La successiva “Shadegrown” sembra ridimensionare il sound del disco, con inserti acustici dal sapore amaro tipici del folk scandinavo e un arrangiamento leggermente più complesso, ma il chorus che si apre improvviso è tra i più catchy di tutto l’album. Forse il vero brano protagonista del lotto è “Bleed”: un pezzo quasi punkeggiante, perfetto per le discoteche rock, con un piglio irresistibile. Una canzone che certamente sconcerta (se il cantante non fosse Laihiala difficilmente potrebbe sembrare opera dei Sentenced), ma che funziona dannatamente bene, suscitando entusiasmo anche a distanza di venticinque anni. Le seguenti “Keep My Grave Open” e “Crumbling Down (Give Up Hope)” sono probabilmente gli episodi qualitativamente più alti di “Down”. Una miscela perfetta di elementi variegati: un sentore dell’originalissimo melo-death di “Amok”, forti rimandi al rock più dark ottantiano dei già citati Sisters Of Mercy, momenti acustici e sinfonici a dir poco suggestivi, e un lavoro di chitarre che riesce quasi miracolosamente a intrecciare riff potenti a inserti evocativi. Il sound di questi due brani è composito ma allo stesso tempo granitico, senza rinunciare neanche per un attimo alla possibilità di creare linee vocali melodiche indimenticabili, in un equilibrio sonoro davvero sorprendente. Molto interessante anche “Sun Won’t Shine”, che idealmente chiude la prima parte del disco: un altro pezzo di forte impatto ma che, ascoltato oggi, assomiglia incredibilmente agli In Flames che si sarebbero sviluppati vent’anni dopo – con quegli arrangiamenti semplici e ‘quadrati’, sostenuti da scelte di accordi dal mood oscuro e triste ma anche fortemente orecchiabile e dinamico.

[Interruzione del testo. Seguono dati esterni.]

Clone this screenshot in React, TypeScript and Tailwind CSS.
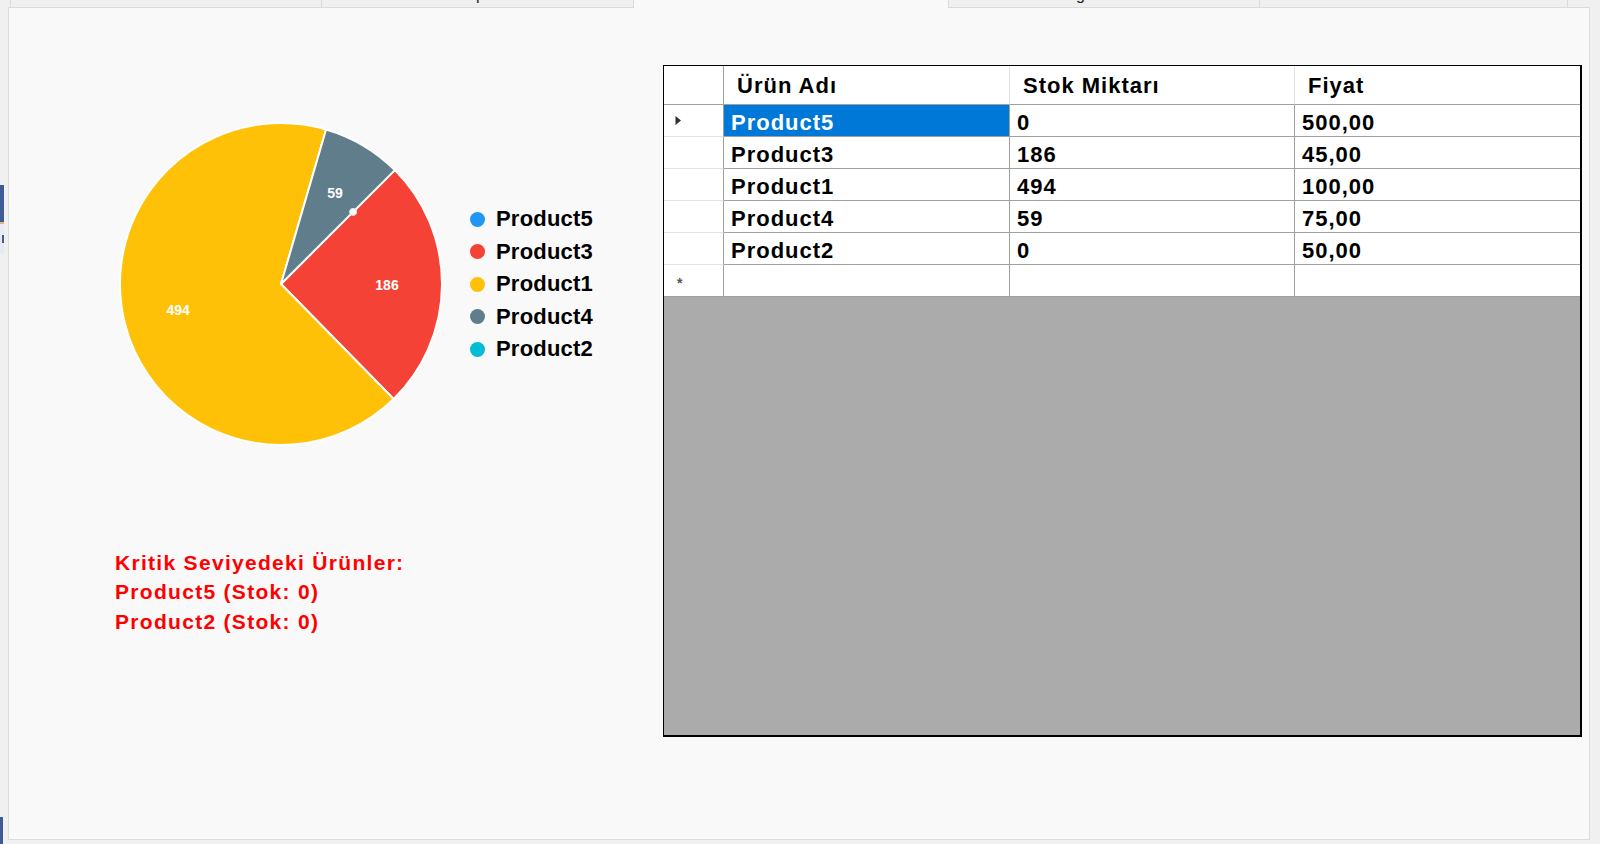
import React from "react";

type Slice = { name: string; value: number; color: string };

const slices: Slice[] = [
  { name: "Product5", value: 0, color: "#2196F3" },
  { name: "Product3", value: 186, color: "#F44336" },
  { name: "Product1", value: 494, color: "#FFC107" },
  { name: "Product4", value: 59, color: "#607D8B" },
  { name: "Product2", value: 0, color: "#00BCD4" },
];

const rows = [
  { name: "Product5", stock: "0", price: "500,00" },
  { name: "Product3", stock: "186", price: "45,00" },
  { name: "Product1", stock: "494", price: "100,00" },
  { name: "Product4", stock: "59", price: "75,00" },
  { name: "Product2", stock: "0", price: "50,00" },
];

function PieChart() {
  const cx = 165;
  const cy = 165;
  const r = 161;
  const total = slices.reduce((s, x) => s + x.value, 0);
  const pt = (deg: number, rad: number) => {
    const a = (deg * Math.PI) / 180;
    return [cx + rad * Math.sin(a), cy - rad * Math.cos(a)];
  };
  let angle = 45;
  const parts: React.ReactNode[] = [];
  const labels: React.ReactNode[] = [];
  slices.forEach((s) => {
    const sweep = (s.value / total) * 360;
    const a0 = angle;
    const a1 = angle + sweep;
    angle = a1;
    if (s.value <= 0) return;
    const [x0, y0] = pt(a0, r);
    const [x1, y1] = pt(a1, r);
    const large = sweep > 180 ? 1 : 0;
    parts.push(
      <path
        key={s.name}
        d={`M ${cx} ${cy} L ${x0} ${y0} A ${r} ${r} 0 ${large} 1 ${x1} ${y1} Z`}
        fill={s.color}
        stroke="#ffffff"
        strokeWidth={2}
        strokeLinejoin="round"
      />
    );
    const [lx, ly] = pt((a0 + a1) / 2, 106);
    labels.push(
      <text
        key={s.name + "-l"}
        x={lx}
        y={ly}
        fill="#ffffff"
        fontSize={14}
        fontWeight={700}
        textAnchor="middle"
        dominantBaseline="central"
        fontFamily='"Liberation Sans", Arial, sans-serif'
      >
        {s.value}
      </text>
    );
  });
  const [zx, zy] = pt(45, 102);
  return (
    <svg width={330} height={330} viewBox="0 0 330 330" className="shrink-0">
      {parts}
      {labels}
      <circle cx={zx} cy={zy} r={3.5} fill="#ffffff" stroke="#d6ecfa" strokeWidth={1} />
    </svg>
  );
}

function Legend() {
  return (
    <div className="flex flex-col ml-[24px]">
      {slices.map((s) => (
        <div key={s.name} className="flex items-center h-[32.5px]">
          <span className="w-[15px] h-[15px] rounded-full" style={{ backgroundColor: s.color }} />
          <span className="ml-[11px] text-[22px] font-bold tracking-[0.2px] text-black leading-none">
            {s.name}
          </span>
        </div>
      ))}
    </div>
  );
}

function DataGrid() {
  const cellText = "text-[22px] font-bold tracking-[1px] text-black leading-none";
  return (
    <div className="w-[919px] h-[672px] border-l border-t border-r-2 border-b-2 border-black bg-[#ababab] flex flex-col">
      <div className="grid grid-cols-[60px_286px_285px_285px] bg-white">
        {/* header */}
        <div className="h-[39px] border-b border-r border-[#a0a0a0] bg-white" />
        <div className={`h-[39px] border-b border-r border-b-[#a0a0a0] border-r-[#e3e3e3] flex items-center pl-[13px] pt-[1px] ${cellText}`}>
          Ürün Adı
        </div>
        <div className={`h-[39px] border-b border-r border-b-[#a0a0a0] border-r-[#e3e3e3] flex items-center pl-[13px] pt-[1px] ${cellText}`}>
          Stok Miktarı
        </div>
        <div className={`h-[39px] border-b border-[#a0a0a0] flex items-center pl-[13px] pt-[1px] ${cellText}`}>
          Fiyat
        </div>
        {rows.map((r, i) => (
          <React.Fragment key={r.name}>
            <div className="h-[32px] border-b border-r border-b-[#e3e3e3] border-r-[#a0a0a0] flex items-center pl-[10px]">
              {i === 0 && (
                <svg width="8" height="11" viewBox="0 0 8 11">
                  <path d="M1.5 1 L7 5.5 L1.5 10 Z" fill="#303030" />
                </svg>
              )}
            </div>
            <div
              className={`h-[32px] border-b border-r border-[#a0a0a0] flex items-center pl-[7px] pt-[4px] ${cellText} ${
                i === 0 ? "bg-[#0078d7] !text-white" : ""
              }`}
            >
              {r.name}
            </div>
            <div className={`h-[32px] border-b border-r border-[#a0a0a0] flex items-center pl-[7px] pt-[4px] ${cellText}`}>
              {r.stock}
            </div>
            <div className={`h-[32px] border-b border-[#a0a0a0] flex items-center pl-[7px] pt-[4px] ${cellText}`}>
              {r.price}
            </div>
          </React.Fragment>
        ))}
        {/* new row */}
        <div className="h-[32px] border-b border-r border-b-[#a0a0a0] border-r-[#a0a0a0] flex items-center pl-[13px] pt-[4px]">
          <span className="text-[14px] font-bold text-[#555] leading-none">*</span>
        </div>
        <div className="h-[32px] border-b border-r border-[#a0a0a0]" />
        <div className="h-[32px] border-b border-r border-[#a0a0a0]" />
        <div className="h-[32px] border-b border-[#a0a0a0]" />
      </div>
    </div>
  );
}

export default function App() {
  return (
    <div className="w-[1600px] h-[844px] bg-[#f0f0f0] flex overflow-hidden font-['Liberation_Sans',Arial,sans-serif]">
      {/* left edge fragments of a window behind */}
      <div className="w-[8px] h-[844px] flex flex-col">
        <div className="h-[185px]" />
        <div className="w-[4px] h-[37px] bg-[#3f5a95]" />
        <div className="w-[4px] h-[2px] bg-[#d9b77a]" />
        <div className="w-[4px] h-[30px] bg-[#e8eaf0] flex items-center">
          <div className="w-[2px] h-[8px] bg-[#4a5a8a] ml-[2px]" />
        </div>
        <div className="flex-1" />
        <div className="w-[3px] h-[27px] bg-[#3f5a95]" />
      </div>

      <div className="w-[1582px] flex flex-col">
        {/* tab strip */}
        <div className="h-[8px] flex">
          <div className="w-[2px] border-b border-[#dadada]" />
          <div className="w-[311px] bg-[#f0f0f0] border-l border-b border-[#dadada]" />
          <div className="w-[312px] bg-[#f0f0f0] border-l border-b border-[#dadada] overflow-hidden">
            <div className="ml-[154px] -mt-[13px] text-[16px] leading-[16px] text-[#202020]">p</div>
          </div>
          <div className="w-[316px] bg-[#f9f9f9] border-l border-r border-[#dadada]" />
          <div className="w-[310px] bg-[#f0f0f0] border-b border-[#dadada] overflow-hidden">
            <div className="ml-[127px] -mt-[13px] text-[16px] leading-[16px] text-[#202020]">g</div>
          </div>
          <div className="w-[309px] bg-[#f0f0f0] border-l border-r border-b border-[#dadada]" />
          <div className="flex-1 border-b border-[#dadada]" />
        </div>

        {/* panel */}
        <div className="h-[832px] bg-[#f9f9f9] border border-t-0 border-[#dcdcdc] flex pt-[57px]">
          <div className="w-[654px] flex flex-col">
            <div className="mt-[54px] flex items-center">
              <div className="ml-[107px]">
                <PieChart />
              </div>
              <Legend />
            </div>
            <div className="mt-[99px] ml-[106px] flex flex-col text-[#ff0000] text-[21px] font-bold tracking-[1.3px] leading-[29.3px]">
              <span>Kritik Seviyedeki Ürünler:</span>
              <span>Product5 (Stok: 0)</span>
              <span>Product2 (Stok: 0)</span>
            </div>
          </div>
          <DataGrid />
        </div>
      </div>
      <div className="w-[10px]" />
    </div>
  );
}
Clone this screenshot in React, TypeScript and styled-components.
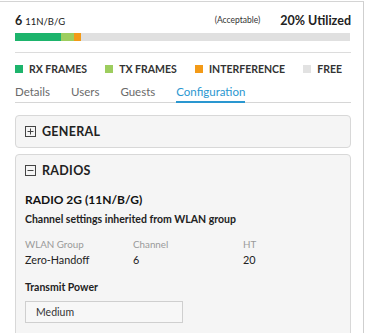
import React from "react";
import styled, { createGlobalStyle } from "styled-components";

const Global = createGlobalStyle`
  html, body { margin: 0; padding: 0; background: #fff; }
  body { font-family: Lato, "Open Sans", sans-serif; color: #222; }
`;

const Panel = styled.div`
  box-sizing: border-box;
  width: 364px;
  height: 332px;
  margin-top: 1px;
  border-top: 1px solid #d4d4d4;
  border-right: 1px solid #cfcfcf;
  padding: 0 12px 0 15px;
  overflow: hidden;
`;

const Header = styled.div`
  display: flex;
  align-items: center;
  justify-content: space-between;
  margin-top: 9px;
  height: 18px;
`;

const Channel = styled.div`
  font-size: 12.5px;
  font-weight: 700;
  color: #222;
  span {
    font-size: 9.5px;
    font-weight: 400;
    margin-left: 3px;
  }
`;

const Status = styled.div`
  display: flex;
  align-items: center;
  gap: 20px;
  font-size: 8.5px;
  color: #333;
  strong {
    font-size: 12.5px;
    font-weight: 700;
    color: #222;
  }
`;

const Bar = styled.div`
  display: flex;
  height: 8px;
  margin-top: 4px;
  width: 335px;
  background: #e0e0e0;
`;

const Seg = styled.div<{ $c: string }>`
  height: 100%;
  background: ${(p) => p.$c};
`;

const Divider = styled.div`
  height: 1px;
  background: #dcdcdc;
  margin-top: 11px;
`;

const Legend = styled.div`
  display: flex;
  justify-content: space-between;
  padding-right: 9px;
  margin-top: 9px;
  height: 14px;
`;

const LegendItem = styled.div`
  display: flex;
  align-items: center;
  gap: 6px;
  font-size: 10.5px;
  font-weight: 700;
  color: #333;
`;

const Swatch = styled.div<{ $c: string }>`
  width: 8px;
  height: 8px;
  background: ${(p) => p.$c};
`;

const Tabs = styled.div`
  display: flex;
  gap: 21px;
  margin-top: 8px;
  border-bottom: 1px solid #d6d6d6;
`;

const Tab = styled.div<{ $active?: boolean }>`
  font-size: 11.5px;
  line-height: 15px;
  color: ${(p) => (p.$active ? "#2a97d0" : "#6a6a6a")};
  padding-bottom: 2px;
  border-bottom: 2px solid ${(p) => (p.$active ? "#2a97d0" : "transparent")};
  margin-bottom: -1px;
`;

const Card = styled.div`
  box-sizing: border-box;
  border: 1px solid #d8d8d8;
  border-radius: 4px;
  background: #f5f5f5;
  padding: 0 9px;
  margin-top: 12px;
  & + & {
    margin-top: 6px;
  }
`;

const CardHead = styled.div`
  display: flex;
  align-items: center;
  gap: 6px;
  height: 31px;
  font-size: 12.5px;
  font-weight: 700;
  letter-spacing: 0.3px;
  color: #222;
`;

const Toggle = styled.svg`
  width: 11px;
  height: 11px;
  flex: none;
`;

const CardBody = styled.div`
  padding-bottom: 20px;
`;

const RadioTitle = styled.div`
  font-size: 12px;
  line-height: 15px;
  font-weight: 700;
  color: #111;
  margin-top: 6px;
`;

const Note = styled.div`
  font-size: 10.5px;
  line-height: 14px;
  font-weight: 700;
  color: #222;
  margin-top: 5px;
`;

const Grid = styled.div`
  display: grid;
  grid-template-columns: 108px 110px 100px;
  margin-top: 12px;
  row-gap: 2px;
`;

const Label = styled.div`
  font-size: 9.8px;
  line-height: 13px;
  color: #9a9a9a;
`;

const Value = styled.div`
  font-size: 10.8px;
  line-height: 14px;
  color: #222;
`;

const FieldLabel = styled.div`
  font-size: 10.5px;
  line-height: 14px;
  font-weight: 700;
  color: #222;
  margin-top: 13px;
`;

const Select = styled.div`
  box-sizing: border-box;
  width: 158px;
  height: 22px;
  margin-top: 7px;
  border: 1px solid #cfcfcf;
  background: #f7f7f7;
  font-size: 10.5px;
  color: #333;
  padding-left: 10px;
  display: flex;
  align-items: center;
`;

const PlusIcon = () => (
  <Toggle viewBox="0 0 11 11">
    <rect x="0.5" y="0.5" width="10" height="10" fill="none" stroke="#444" strokeWidth="1" />
    <line x1="2.5" y1="5.5" x2="8.5" y2="5.5" stroke="#444" strokeWidth="1" />
    <line x1="5.5" y1="2.5" x2="5.5" y2="8.5" stroke="#444" strokeWidth="1" />
  </Toggle>
);

const MinusIcon = () => (
  <Toggle viewBox="0 0 11 11">
    <rect x="0.5" y="0.5" width="10" height="10" fill="none" stroke="#444" strokeWidth="1" />
    <line x1="2.5" y1="5.5" x2="8.5" y2="5.5" stroke="#444" strokeWidth="1" />
  </Toggle>
);

const segments = [
  { c: "#1db46c", w: 46 },
  { c: "#9dcd5e", w: 13 },
  { c: "#f39a17", w: 7 },
];

const legend = [
  { c: "#1db46c", t: "RX FRAMES" },
  { c: "#9dcd5e", t: "TX FRAMES" },
  { c: "#f39a17", t: "INTERFERENCE" },
  { c: "#e2e2e2", t: "FREE" },
];

export default function App() {
  return (
    <>
      <Global />
      <Panel>
        <Header>
          <Channel>
            6<span>11N/B/G</span>
          </Channel>
          <Status>
            <span>(Acceptable)</span>
            <strong>20% Utilized</strong>
          </Status>
        </Header>
        <Bar>
          {segments.map((s, i) => (
            <Seg key={i} $c={s.c} style={{ width: s.w }} />
          ))}
        </Bar>
        <Divider />
        <Legend>
          {legend.map((l) => (
            <LegendItem key={l.t}>
              <Swatch $c={l.c} />
              {l.t}
            </LegendItem>
          ))}
        </Legend>
        <Tabs>
          <Tab>Details</Tab>
          <Tab>Users</Tab>
          <Tab>Guests</Tab>
          <Tab $active>Configuration</Tab>
        </Tabs>
        <Card>
          <CardHead>
            <PlusIcon />
            GENERAL
          </CardHead>
        </Card>
        <Card>
          <CardHead>
            <MinusIcon />
            RADIOS
          </CardHead>
          <CardBody>
            <RadioTitle>RADIO 2G (11N/B/G)</RadioTitle>
            <Note>Channel settings inherited from WLAN group</Note>
            <Grid>
              <Label>WLAN Group</Label>
              <Label>Channel</Label>
              <Label>HT</Label>
              <Value>Zero-Handoff</Value>
              <Value>6</Value>
              <Value>20</Value>
            </Grid>
            <FieldLabel>Transmit Power</FieldLabel>
            <Select>Medium</Select>
          </CardBody>
        </Card>
      </Panel>
    </>
  );
}
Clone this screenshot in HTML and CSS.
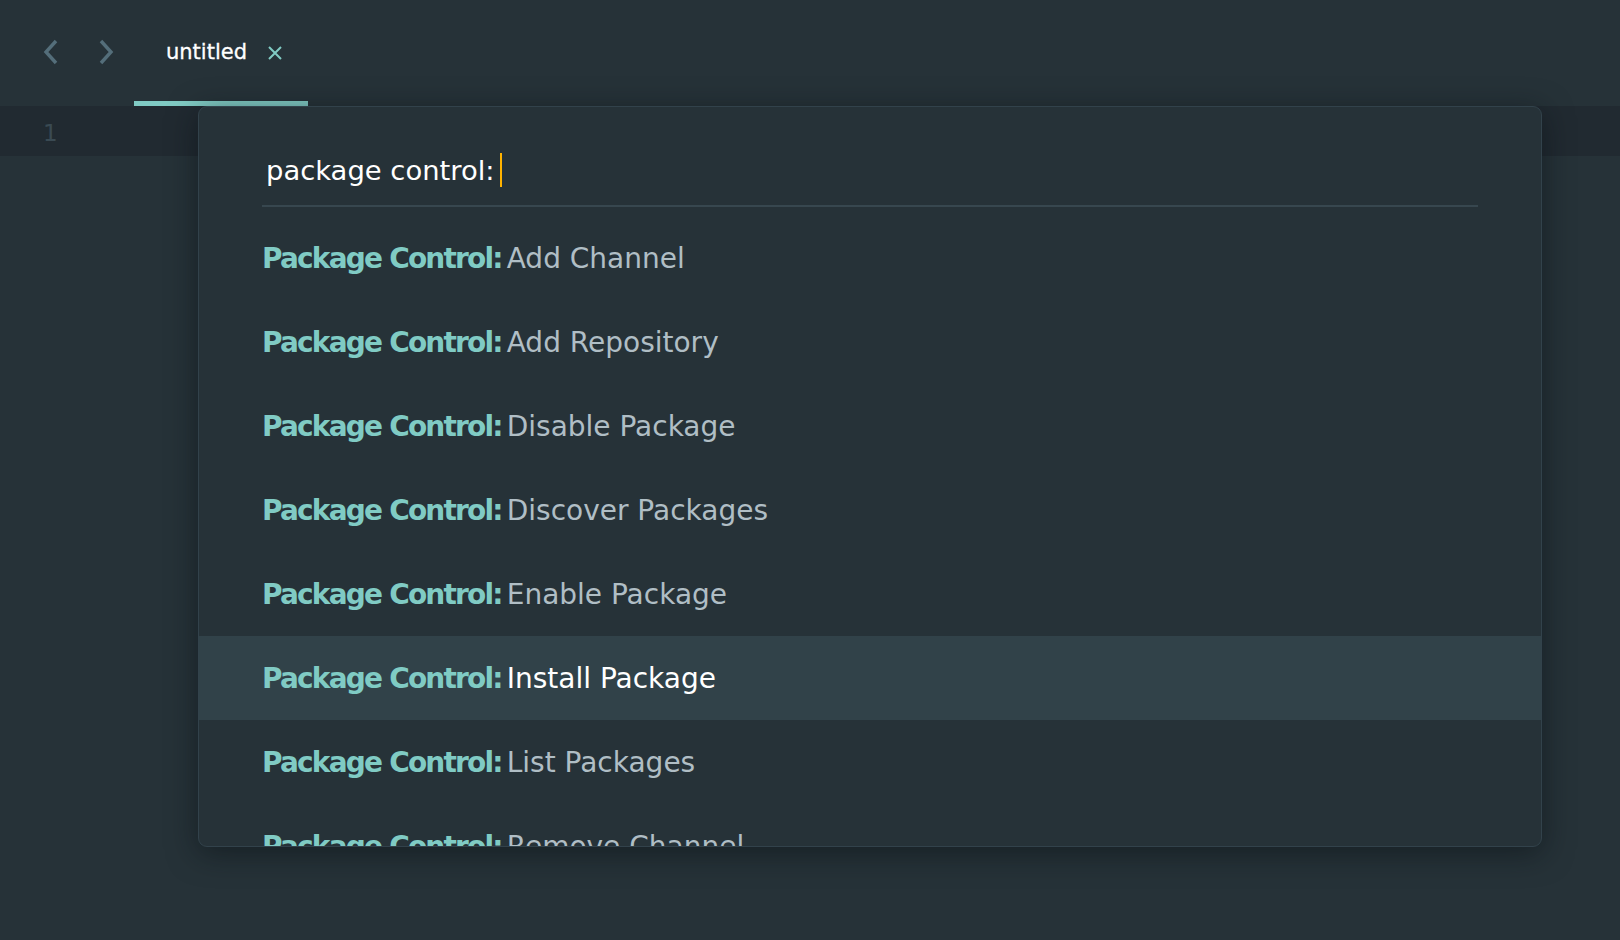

“Down” non è solo una carrellata di potenziali singoli e nella seconda parte, difatti, il lavoro si sviluppa in modo differente. Si trovano “Ode To An End” e “Warrior Of Life (Reaper Redeemer)” (quest’ultima con tastiere vicine ai Children Of Bodom che verranno), canzoni ricche di spunti organizzati in arrangiamenti originali e mai del tutto immediati. “0132” è invece un breve episodio strumentale, spiazzante, con un piglio tra il prog rock e l’AOR, pervaso da un senso di positività quasi vintage. Con la conclusiva “I’ll Throw The First Rock” si torna parzialmente alla dimensione della prima parte. Un brano altamente energico, molto orecchiabile, una sintesi perfetta di questi inediti Sentenced – e quasi un vademecum per tutte quelle band che da questo momento in poi proveranno a cavalcare l’onda di questo nuovo gothic metal che tanto sembrava poter offrire in termini commerciali.
“Down” è dunque un lavoro dall’importanza innegabile. Invecchiato benissimo, complice anche una produzione solida e in grado di restituire il boost energico previsto dalle composizioni della band finlandese. Un lavoro che configura il profilo di una band che, a suo modo, assumerà un ruolo centrale negli anni successivi – tanto da sciogliersi, nel 2005, attraverso un disco conclusivo lanciato come un rito funereo, accolto luttuosamente dai numerosi fan fedelissimi. Per chi scrive “Down” resta il momento più alto nella carriera dei Sentenced: l’attimo quasi magico in cui una formula stilistica realmente innovativa venne creata; mentre, successivamente, questa formula verrà solamente replicata se non, a volte, annacquata.